**Goal of the exercise:**
Exactly repeat the material, dropping every picture from the copy.

-- Start of Supplied information --

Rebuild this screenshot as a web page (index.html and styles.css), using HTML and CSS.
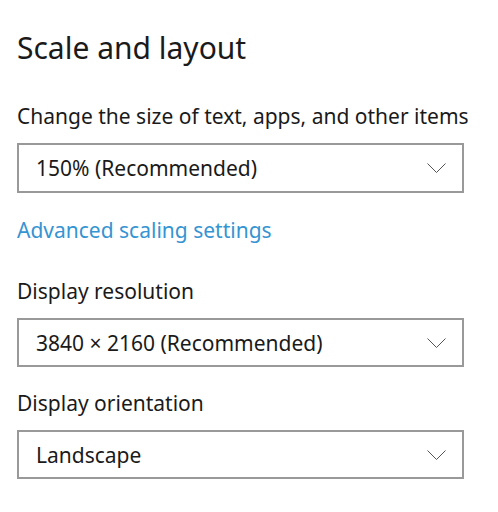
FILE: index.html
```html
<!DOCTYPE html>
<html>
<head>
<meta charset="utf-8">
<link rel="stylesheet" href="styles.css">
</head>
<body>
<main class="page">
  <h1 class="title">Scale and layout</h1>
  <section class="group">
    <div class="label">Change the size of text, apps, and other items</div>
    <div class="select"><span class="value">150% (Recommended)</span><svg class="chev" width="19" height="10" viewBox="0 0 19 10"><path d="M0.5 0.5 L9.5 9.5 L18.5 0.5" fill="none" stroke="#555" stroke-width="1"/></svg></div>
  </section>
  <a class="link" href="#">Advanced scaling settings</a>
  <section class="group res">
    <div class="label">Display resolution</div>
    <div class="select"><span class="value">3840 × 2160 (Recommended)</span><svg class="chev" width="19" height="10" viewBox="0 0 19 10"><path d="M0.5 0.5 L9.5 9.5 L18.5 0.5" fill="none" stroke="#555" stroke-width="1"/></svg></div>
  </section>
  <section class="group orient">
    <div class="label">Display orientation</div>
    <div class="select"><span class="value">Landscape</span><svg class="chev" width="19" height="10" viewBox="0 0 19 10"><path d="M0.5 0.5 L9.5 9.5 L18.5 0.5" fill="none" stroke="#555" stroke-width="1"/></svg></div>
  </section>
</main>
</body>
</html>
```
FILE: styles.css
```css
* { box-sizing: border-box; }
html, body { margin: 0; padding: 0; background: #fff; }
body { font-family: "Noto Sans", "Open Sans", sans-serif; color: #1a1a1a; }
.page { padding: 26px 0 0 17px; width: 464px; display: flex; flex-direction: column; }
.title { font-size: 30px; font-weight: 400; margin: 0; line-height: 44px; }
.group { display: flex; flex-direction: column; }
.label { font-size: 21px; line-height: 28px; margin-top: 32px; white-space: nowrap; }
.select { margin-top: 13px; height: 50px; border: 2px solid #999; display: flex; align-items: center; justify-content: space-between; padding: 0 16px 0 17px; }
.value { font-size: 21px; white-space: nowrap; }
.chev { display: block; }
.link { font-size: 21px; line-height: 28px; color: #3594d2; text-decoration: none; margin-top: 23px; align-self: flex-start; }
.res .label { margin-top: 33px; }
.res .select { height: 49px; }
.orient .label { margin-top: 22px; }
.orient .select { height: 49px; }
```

-- End of Supplied information --

**The result:**
Rebuild this screenshot as a web page (index.html and styles.css), using HTML and CSS.
FILE: index.html
```html
<!DOCTYPE html>
<html>
<head>
<meta charset="utf-8">
<link rel="stylesheet" href="styles.css">
</head>
<body>
<main class="page">
  <h1 class="title">Scale and layout</h1>
  <section class="group">
    <div class="label">Change the size of text, apps, and other items</div>
    <div class="select"><span class="value">150% (Recommended)</span><svg class="chev" width="19" height="10" viewBox="0 0 19 10"><path d="M0.5 0.5 L9.5 9.5 L18.5 0.5" fill="none" stroke="#555" stroke-width="1"/></svg></div>
  </section>
  <a class="link" href="#">Advanced scaling settings</a>
  <section class="group res">
    <div class="label">Display resolution</div>
    <div class="select"><span class="value">3840 × 2160 (Recommended)</span><svg class="chev" width="19" height="10" viewBox="0 0 19 10"><path d="M0.5 0.5 L9.5 9.5 L18.5 0.5" fill="none" stroke="#555" stroke-width="1"/></svg></div>
  </section>
  <section class="group orient">
    <div class="label">Display orientation</div>
    <div class="select"><span class="value">Landscape</span><svg class="chev" width="19" height="10" viewBox="0 0 19 10"><path d="M0.5 0.5 L9.5 9.5 L18.5 0.5" fill="none" stroke="#555" stroke-width="1"/></svg></div>
  </section>
</main>
</body>
</html>
```
FILE: styles.css
```css
* { box-sizing: border-box; }
html, body { margin: 0; padding: 0; background: #fff; }
body { font-family: "Noto Sans", "Open Sans", sans-serif; color: #1a1a1a; }
.page { padding: 26px 0 0 17px; width: 464px; display: flex; flex-direction: column; }
.title { font-size: 30px; font-weight: 400; margin: 0; line-height: 44px; }
.group { display: flex; flex-direction: column; }
.label { font-size: 21px; line-height: 28px; margin-top: 32px; white-space: nowrap; }
.select { margin-top: 13px; height: 50px; border: 2px solid #999; display: flex; align-items: center; justify-content: space-between; padding: 0 16px 0 17px; }
.value { font-size: 21px; white-space: nowrap; }
.chev { display: block; }
.link { font-size: 21px; line-height: 28px; color: #3594d2; text-decoration: none; margin-top: 23px; align-self: flex-start; }
.res .label { margin-top: 33px; }
.res .select { height: 49px; }
.orient .label { margin-top: 22px; }
.orient .select { height: 49px; }
```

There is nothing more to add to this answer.